> _OBJECTIVE_: Copy each line of the data below exactly, leaving out pictures.

═════ SUPPLIED DATA ═════

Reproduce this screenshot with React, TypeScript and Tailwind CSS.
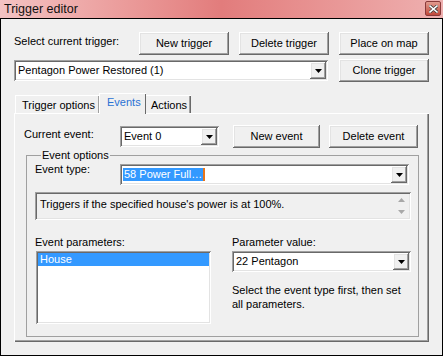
import React from "react";

const raised =
  "shadow-[inset_-1px_-1px_#696969,inset_1px_1px_#ffffff,inset_-2px_-2px_#a0a0a0,inset_2px_2px_#e3e3e3]";
const sunken =
  "shadow-[inset_1px_1px_#a0a0a0,inset_-1px_-1px_#ffffff,inset_2px_2px_#696969,inset_-2px_-2px_#e3e3e3]";

function Button({ label, className = "" }: { label: string; className?: string }) {
  return (
    <div className={`h-[23px] flex items-center justify-center bg-[#f0f0f0] text-black ${raised} ${className}`}>
      {label}
    </div>
  );
}

function Arrow({ color = "#000" }: { color?: string }) {
  return (
    <svg width="7" height="4" viewBox="0 0 7 4">
      <polygon points="0,0 7,0 3.5,4" fill={color} />
    </svg>
  );
}

function Combo({
  text,
  className = "",
  selected = false,
}: {
  text: string;
  className?: string;
  selected?: boolean;
}) {
  return (
    <div className={`h-[21px] flex bg-white p-[2px] ${sunken} ${className}`}>
      <div className="flex-1 flex items-center pl-[1px] overflow-hidden whitespace-nowrap">
        {selected ? (
          <span className="bg-[#3399ff] text-white pl-[1px] pr-[1px] border-r-2 border-[#e8751a]">{text}</span>
        ) : (
          <span className="pl-[1px]">{text}</span>
        )}
      </div>
      <div className={`w-[16px] flex items-center justify-center bg-[#f0f0f0] ${raised}`}>
        <Arrow />
      </div>
    </div>
  );
}

function CloseGlyph() {
  return (
    <svg width="9" height="8" viewBox="0 0 9 8">
      <path d="M1 1 L8 7 M8 1 L1 7" stroke="#3a3a3a" strokeWidth="3" strokeLinecap="square" />
      <path d="M1 1 L8 7 M8 1 L1 7" stroke="#ffffff" strokeWidth="1.6" strokeLinecap="square" />
    </svg>
  );
}

export default function App() {
  return (
    <div className="w-[443px] h-[357px] flex flex-col bg-white font-['Liberation_Sans',Arial,sans-serif] text-[11px] leading-[13px] text-black">
      {/* title bar */}
      <div className="h-[18px] flex items-start justify-between bg-gradient-to-r from-[#f3c3c3] via-[#e27c7c] to-[#eeb0b0]">
        <span className="pl-[4px] pt-[2px] text-[12.5px] leading-[14px] text-[#101010]">Trigger editor</span>
        <div className="mt-[1px] mr-[2px] w-[16px] h-[15px] flex items-center justify-center rounded-[2px] border border-[#8a3a3a] bg-gradient-to-b from-[#e19a8f] to-[#c0473a]">
          <CloseGlyph />
        </div>
      </div>

      {/* window body */}
      <div className="h-[338px] border border-black bg-[#f0f0f0] px-[13px] pt-[13px]">
        <div className="h-[23px] flex items-center">
          <span className="flex-1 pb-[4px]">Select current trigger:</span>
          <div className="flex gap-[10px]">
            <Button label="New trigger" className="w-[90px]" />
            <Button label="Delete trigger" className="w-[90px]" />
            <Button label="Place on map" className="w-[90px]" />
          </div>
        </div>

        <div className="mt-[4px] flex items-center justify-between">
          <Combo text="Pentagon Power Restored (1)" className="w-[314px]" />
          <Button label="Clone trigger" className="w-[90px]" />
        </div>

        {/* tabs */}
        <div className="mt-[11px] h-[20px] flex items-end pl-[1px]">
          <div className="h-[18px] w-[84px] pl-[6px] pt-[3px] border-t border-l border-white shadow-[inset_-1px_0_#a0a0a0]">
            Trigger options
          </div>
          <div className="relative z-10 -mb-[1px] h-[21px] w-[47px] pl-[7px] pt-[2px] bg-[#f0f0f0] border-t border-l border-white shadow-[inset_-1px_0_#696969] text-[#2a72d4]">
            Events
          </div>
          <div className="h-[18px] w-[45px] pl-[5px] pt-[3px] border-t border-white shadow-[inset_-1px_0_#696969,inset_-2px_0_#a0a0a0]">
            Actions
          </div>
        </div>

        {/* tab panel */}
        <div className="h-[229px] w-[415px] pl-[10px] pt-[12px] shadow-[inset_1px_1px_#ffffff,inset_-1px_-1px_#696969,inset_-2px_-2px_#a0a0a0]">
          <div className="flex items-center">
            <span className="w-[96px] pb-[4px]">Current event:</span>
            <Combo text="Event 0" className="w-[99px]" />
            <Button label="New event" className="ml-[14px] w-[87px]" />
            <Button label="Delete event" className="ml-[9px] w-[89px]" />
          </div>

          <fieldset className="mt-[1px] ml-[2px] w-[393px] h-[188px] border border-[#a0a0a0] pl-[8px]">
            <legend className="ml-[6px] px-[1px]">Event options</legend>

            <div className="mt-[2px] flex items-start">
              <span className="w-[85px] -mt-[1px]">Event type:</span>
              <Combo text="58 Power Full…" selected className="w-[289px]" />
            </div>

            <div className={`mt-[7px] w-[376px] h-[28px] flex bg-[#f0f0f0] ${sunken}`}>
              <div className="flex-1 pl-[5px] pt-[6px]">Triggers if the specified house's power is at 100%.</div>
              <div className="w-[16px] mr-[2px] my-[2px] flex flex-col items-center justify-between py-[4px]">
                <svg width="7" height="4" viewBox="0 0 7 4">
                  <polygon points="0,4 7,4 3.5,0" fill="#a8a8a8" />
                </svg>
                <Arrow color="#a8a8a8" />
              </div>
            </div>

            <div className="mt-[16px] flex">
              <div className="w-[197px] flex flex-col">
                <span>Event parameters:</span>
                <div className={`mt-[2px] ml-[1px] w-[175px] h-[73px] bg-white p-[2px] ${sunken}`}>
                  <div className="h-[13px] bg-[#3399ff] text-white pl-[2px]">House</div>
                </div>
              </div>
              <div className="flex flex-col">
                <span>Parameter value:</span>
                <Combo text="22 Pentagon" className="mt-[2px] w-[179px]" />
                <p className="mt-[11px] leading-[14px]">
                  Select the event type first, then set
                  <br />
                  all parameters.
                </p>
              </div>
            </div>
          </fieldset>
        </div>
      </div>
    </div>
  );
}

═════

> _RESULT OF THE TASK_:
Reproduce this screenshot with React, TypeScript and Tailwind CSS.
import React from "react";

const raised =
  "shadow-[inset_-1px_-1px_#696969,inset_1px_1px_#ffffff,inset_-2px_-2px_#a0a0a0,inset_2px_2px_#e3e3e3]";
const sunken =
  "shadow-[inset_1px_1px_#a0a0a0,inset_-1px_-1px_#ffffff,inset_2px_2px_#696969,inset_-2px_-2px_#e3e3e3]";

function Button({ label, className = "" }: { label: string; className?: string }) {
  return (
    <div className={`h-[23px] flex items-center justify-center bg-[#f0f0f0] text-black ${raised} ${className}`}>
      {label}
    </div>
  );
}

function Arrow({ color = "#000" }: { color?: string }) {
  return (
    <svg width="7" height="4" viewBox="0 0 7 4">
      <polygon points="0,0 7,0 3.5,4" fill={color} />
    </svg>
  );
}

function Combo({
  text,
  className = "",
  selected = false,
}: {
  text: string;
  className?: string;
  selected?: boolean;
}) {
  return (
    <div className={`h-[21px] flex bg-white p-[2px] ${sunken} ${className}`}>
      <div className="flex-1 flex items-center pl-[1px] overflow-hidden whitespace-nowrap">
        {selected ? (
          <span className="bg-[#3399ff] text-white pl-[1px] pr-[1px] border-r-2 border-[#e8751a]">{text}</span>
        ) : (
          <span className="pl-[1px]">{text}</span>
        )}
      </div>
      <div className={`w-[16px] flex items-center justify-center bg-[#f0f0f0] ${raised}`}>
        <Arrow />
      </div>
    </div>
  );
}

function CloseGlyph() {
  return (
    <svg width="9" height="8" viewBox="0 0 9 8">
      <path d="M1 1 L8 7 M8 1 L1 7" stroke="#3a3a3a" strokeWidth="3" strokeLinecap="square" />
      <path d="M1 1 L8 7 M8 1 L1 7" stroke="#ffffff" strokeWidth="1.6" strokeLinecap="square" />
    </svg>
  );
}

export default function App() {
  return (
    <div className="w-[443px] h-[357px] flex flex-col bg-white font-['Liberation_Sans',Arial,sans-serif] text-[11px] leading-[13px] text-black">
      {/* title bar */}
      <div className="h-[18px] flex items-start justify-between bg-gradient-to-r from-[#f3c3c3] via-[#e27c7c] to-[#eeb0b0]">
        <span className="pl-[4px] pt-[2px] text-[12.5px] leading-[14px] text-[#101010]">Trigger editor</span>
        <div className="mt-[1px] mr-[2px] w-[16px] h-[15px] flex items-center justify-center rounded-[2px] border border-[#8a3a3a] bg-gradient-to-b from-[#e19a8f] to-[#c0473a]">
          <CloseGlyph />
        </div>
      </div>

      {/* window body */}
      <div className="h-[338px] border border-black bg-[#f0f0f0] px-[13px] pt-[13px]">
        <div className="h-[23px] flex items-center">
          <span className="flex-1 pb-[4px]">Select current trigger:</span>
          <div className="flex gap-[10px]">
            <Button label="New trigger" className="w-[90px]" />
            <Button label="Delete trigger" className="w-[90px]" />
            <Button label="Place on map" className="w-[90px]" />
          </div>
        </div>

        <div className="mt-[4px] flex items-center justify-between">
          <Combo text="Pentagon Power Restored (1)" className="w-[314px]" />
          <Button label="Clone trigger" className="w-[90px]" />
        </div>

        {/* tabs */}
        <div className="mt-[11px] h-[20px] flex items-end pl-[1px]">
          <div className="h-[18px] w-[84px] pl-[6px] pt-[3px] border-t border-l border-white shadow-[inset_-1px_0_#a0a0a0]">
            Trigger options
          </div>
          <div className="relative z-10 -mb-[1px] h-[21px] w-[47px] pl-[7px] pt-[2px] bg-[#f0f0f0] border-t border-l border-white shadow-[inset_-1px_0_#696969] text-[#2a72d4]">
            Events
          </div>
          <div className="h-[18px] w-[45px] pl-[5px] pt-[3px] border-t border-white shadow-[inset_-1px_0_#696969,inset_-2px_0_#a0a0a0]">
            Actions
          </div>
        </div>

        {/* tab panel */}
        <div className="h-[229px] w-[415px] pl-[10px] pt-[12px] shadow-[inset_1px_1px_#ffffff,inset_-1px_-1px_#696969,inset_-2px_-2px_#a0a0a0]">
          <div className="flex items-center">
            <span className="w-[96px] pb-[4px]">Current event:</span>
            <Combo text="Event 0" className="w-[99px]" />
            <Button label="New event" className="ml-[14px] w-[87px]" />
            <Button label="Delete event" className="ml-[9px] w-[89px]" />
          </div>

          <fieldset className="mt-[1px] ml-[2px] w-[393px] h-[188px] border border-[#a0a0a0] pl-[8px]">
            <legend className="ml-[6px] px-[1px]">Event options</legend>

            <div className="mt-[2px] flex items-start">
              <span className="w-[85px] -mt-[1px]">Event type:</span>
              <Combo text="58 Power Full…" selected className="w-[289px]" />
            </div>

            <div className={`mt-[7px] w-[376px] h-[28px] flex bg-[#f0f0f0] ${sunken}`}>
              <div className="flex-1 pl-[5px] pt-[6px]">Triggers if the specified house's power is at 100%.</div>
              <div className="w-[16px] mr-[2px] my-[2px] flex flex-col items-center justify-between py-[4px]">
                <svg width="7" height="4" viewBox="0 0 7 4">
                  <polygon points="0,4 7,4 3.5,0" fill="#a8a8a8" />
                </svg>
                <Arrow color="#a8a8a8" />
              </div>
            </div>

            <div className="mt-[16px] flex">
              <div className="w-[197px] flex flex-col">
                <span>Event parameters:</span>
                <div className={`mt-[2px] ml-[1px] w-[175px] h-[73px] bg-white p-[2px] ${sunken}`}>
                  <div className="h-[13px] bg-[#3399ff] text-white pl-[2px]">House</div>
                </div>
              </div>
              <div className="flex flex-col">
                <span>Parameter value:</span>
                <Combo text="22 Pentagon" className="mt-[2px] w-[179px]" />
                <p className="mt-[11px] leading-[14px]">
                  Select the event type first, then set
                  <br />
                  all parameters.
                </p>
              </div>
            </div>
          </fieldset>
        </div>
      </div>
    </div>
  );
}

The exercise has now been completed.